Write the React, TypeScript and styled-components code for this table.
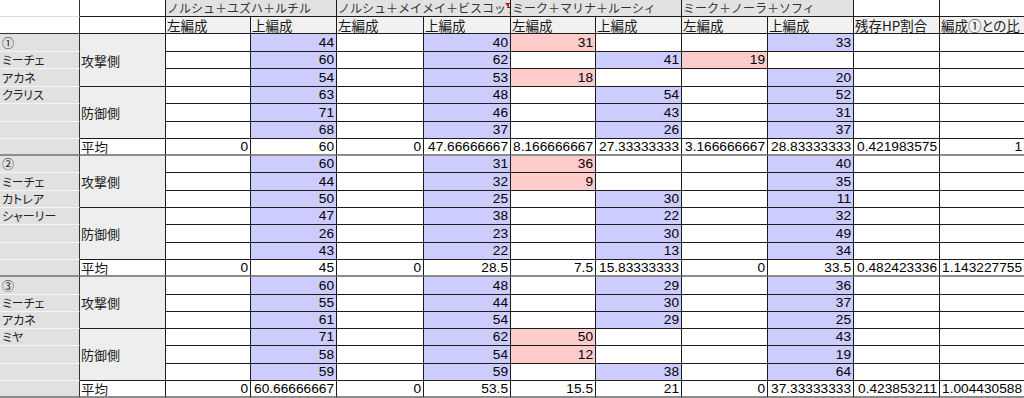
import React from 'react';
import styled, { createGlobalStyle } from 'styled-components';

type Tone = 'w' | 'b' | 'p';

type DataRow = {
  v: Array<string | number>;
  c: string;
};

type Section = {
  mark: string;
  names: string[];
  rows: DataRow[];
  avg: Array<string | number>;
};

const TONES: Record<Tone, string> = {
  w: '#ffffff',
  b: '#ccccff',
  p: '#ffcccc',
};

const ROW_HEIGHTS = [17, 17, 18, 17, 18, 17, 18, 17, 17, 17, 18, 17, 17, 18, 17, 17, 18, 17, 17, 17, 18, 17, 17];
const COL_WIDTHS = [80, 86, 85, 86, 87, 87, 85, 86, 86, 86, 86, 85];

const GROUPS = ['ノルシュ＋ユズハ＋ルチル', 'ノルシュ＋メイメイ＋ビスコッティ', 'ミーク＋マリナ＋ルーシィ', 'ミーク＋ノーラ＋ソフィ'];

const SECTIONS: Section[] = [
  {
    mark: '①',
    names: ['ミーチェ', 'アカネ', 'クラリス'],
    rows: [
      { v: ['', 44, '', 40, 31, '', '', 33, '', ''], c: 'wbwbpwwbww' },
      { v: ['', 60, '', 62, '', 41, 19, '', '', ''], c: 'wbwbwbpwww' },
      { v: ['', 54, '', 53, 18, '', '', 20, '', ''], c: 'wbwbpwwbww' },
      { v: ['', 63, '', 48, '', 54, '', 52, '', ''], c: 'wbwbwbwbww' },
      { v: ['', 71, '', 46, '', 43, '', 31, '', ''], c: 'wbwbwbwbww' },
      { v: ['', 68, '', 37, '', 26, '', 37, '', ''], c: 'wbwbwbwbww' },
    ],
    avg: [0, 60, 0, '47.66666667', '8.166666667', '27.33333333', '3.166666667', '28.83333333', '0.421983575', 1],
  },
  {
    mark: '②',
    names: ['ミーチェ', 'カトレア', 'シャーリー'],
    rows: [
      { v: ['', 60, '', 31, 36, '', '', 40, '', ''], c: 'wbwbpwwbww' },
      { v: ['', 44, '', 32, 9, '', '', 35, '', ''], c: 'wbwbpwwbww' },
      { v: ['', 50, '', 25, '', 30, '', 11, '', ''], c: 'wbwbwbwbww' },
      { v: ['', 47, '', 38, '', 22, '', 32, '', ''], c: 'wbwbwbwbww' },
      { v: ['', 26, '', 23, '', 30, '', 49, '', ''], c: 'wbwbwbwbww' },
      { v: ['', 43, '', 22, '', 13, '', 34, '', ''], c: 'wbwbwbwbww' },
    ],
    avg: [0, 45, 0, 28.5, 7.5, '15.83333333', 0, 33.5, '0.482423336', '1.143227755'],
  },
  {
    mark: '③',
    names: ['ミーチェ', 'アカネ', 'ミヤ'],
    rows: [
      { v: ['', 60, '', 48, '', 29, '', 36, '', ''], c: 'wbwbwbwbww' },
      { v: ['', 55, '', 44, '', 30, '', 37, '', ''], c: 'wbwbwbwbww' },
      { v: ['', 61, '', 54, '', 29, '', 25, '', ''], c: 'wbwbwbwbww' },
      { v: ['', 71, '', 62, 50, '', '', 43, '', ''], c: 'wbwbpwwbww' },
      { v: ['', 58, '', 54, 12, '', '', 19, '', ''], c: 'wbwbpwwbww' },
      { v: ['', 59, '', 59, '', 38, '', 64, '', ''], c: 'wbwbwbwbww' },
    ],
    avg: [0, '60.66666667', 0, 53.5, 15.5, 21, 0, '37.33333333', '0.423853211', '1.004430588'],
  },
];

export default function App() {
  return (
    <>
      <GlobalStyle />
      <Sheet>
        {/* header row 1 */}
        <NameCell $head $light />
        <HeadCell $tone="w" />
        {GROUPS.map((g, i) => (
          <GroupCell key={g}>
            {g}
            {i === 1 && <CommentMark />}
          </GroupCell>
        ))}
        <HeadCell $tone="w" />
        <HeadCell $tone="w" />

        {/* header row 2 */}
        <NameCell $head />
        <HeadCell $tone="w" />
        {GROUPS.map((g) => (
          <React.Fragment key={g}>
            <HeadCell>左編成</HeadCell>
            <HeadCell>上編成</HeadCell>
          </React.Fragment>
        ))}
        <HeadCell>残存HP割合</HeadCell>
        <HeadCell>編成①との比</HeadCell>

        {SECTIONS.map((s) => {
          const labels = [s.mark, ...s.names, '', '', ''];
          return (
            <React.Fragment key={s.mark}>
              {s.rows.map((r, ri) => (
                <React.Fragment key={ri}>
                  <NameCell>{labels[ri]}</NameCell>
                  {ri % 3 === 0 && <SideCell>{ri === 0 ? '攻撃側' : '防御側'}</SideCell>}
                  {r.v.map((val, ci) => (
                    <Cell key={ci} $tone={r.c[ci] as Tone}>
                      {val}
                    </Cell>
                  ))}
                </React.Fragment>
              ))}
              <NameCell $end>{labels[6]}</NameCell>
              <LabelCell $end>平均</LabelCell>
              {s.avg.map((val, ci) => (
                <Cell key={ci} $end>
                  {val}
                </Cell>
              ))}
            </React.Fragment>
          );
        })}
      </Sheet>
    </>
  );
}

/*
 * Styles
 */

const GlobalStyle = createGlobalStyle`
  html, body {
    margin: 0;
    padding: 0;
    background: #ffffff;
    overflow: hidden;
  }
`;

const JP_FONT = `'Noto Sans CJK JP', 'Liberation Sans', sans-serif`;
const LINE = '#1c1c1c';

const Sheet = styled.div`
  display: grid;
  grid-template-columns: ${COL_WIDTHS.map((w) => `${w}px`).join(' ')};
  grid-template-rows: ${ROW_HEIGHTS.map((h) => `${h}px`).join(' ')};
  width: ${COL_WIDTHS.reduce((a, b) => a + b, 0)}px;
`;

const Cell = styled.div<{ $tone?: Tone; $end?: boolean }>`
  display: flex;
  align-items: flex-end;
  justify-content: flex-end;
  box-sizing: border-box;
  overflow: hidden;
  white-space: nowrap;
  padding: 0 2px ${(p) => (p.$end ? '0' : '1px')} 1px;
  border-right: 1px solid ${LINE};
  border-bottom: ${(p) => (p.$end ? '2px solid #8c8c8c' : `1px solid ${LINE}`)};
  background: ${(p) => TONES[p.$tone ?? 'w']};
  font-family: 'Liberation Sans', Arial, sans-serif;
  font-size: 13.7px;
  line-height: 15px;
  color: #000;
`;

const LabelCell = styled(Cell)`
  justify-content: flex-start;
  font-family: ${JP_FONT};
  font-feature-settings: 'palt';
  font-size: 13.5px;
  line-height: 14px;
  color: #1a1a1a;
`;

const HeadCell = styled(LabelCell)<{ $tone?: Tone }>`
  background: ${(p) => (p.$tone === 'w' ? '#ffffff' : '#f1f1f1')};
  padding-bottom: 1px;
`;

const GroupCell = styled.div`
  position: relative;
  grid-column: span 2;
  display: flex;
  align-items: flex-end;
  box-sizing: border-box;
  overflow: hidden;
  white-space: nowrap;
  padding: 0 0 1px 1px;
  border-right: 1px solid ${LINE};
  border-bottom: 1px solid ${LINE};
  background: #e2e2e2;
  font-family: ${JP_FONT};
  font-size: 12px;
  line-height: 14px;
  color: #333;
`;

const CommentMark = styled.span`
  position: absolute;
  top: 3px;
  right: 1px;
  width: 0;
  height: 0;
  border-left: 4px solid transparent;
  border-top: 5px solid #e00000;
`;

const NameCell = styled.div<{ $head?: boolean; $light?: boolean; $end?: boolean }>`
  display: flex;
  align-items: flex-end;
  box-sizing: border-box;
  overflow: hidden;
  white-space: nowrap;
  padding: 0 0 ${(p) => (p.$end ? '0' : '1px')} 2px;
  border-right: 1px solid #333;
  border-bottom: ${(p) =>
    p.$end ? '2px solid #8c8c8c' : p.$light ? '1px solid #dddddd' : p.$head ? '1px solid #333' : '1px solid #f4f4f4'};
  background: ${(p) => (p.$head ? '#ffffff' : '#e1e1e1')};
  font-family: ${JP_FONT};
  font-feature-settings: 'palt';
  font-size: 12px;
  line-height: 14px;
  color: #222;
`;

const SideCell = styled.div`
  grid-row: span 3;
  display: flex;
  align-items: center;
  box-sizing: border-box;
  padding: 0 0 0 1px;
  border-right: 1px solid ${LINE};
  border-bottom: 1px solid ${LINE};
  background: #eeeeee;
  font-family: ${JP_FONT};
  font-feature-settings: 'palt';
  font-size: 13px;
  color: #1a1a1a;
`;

* _EXERCISE DETAILS_:
Go through the data and gather every line that holds "React".

* _EXERCISE RESULT_:
Write the React, TypeScript and styled-components code for this table.
import React from 'react';
          <React.Fragment key={g}>
          </React.Fragment>
            <React.Fragment key={s.mark}>
                <React.Fragment key={ri}>
                </React.Fragment>
            </React.Fragment>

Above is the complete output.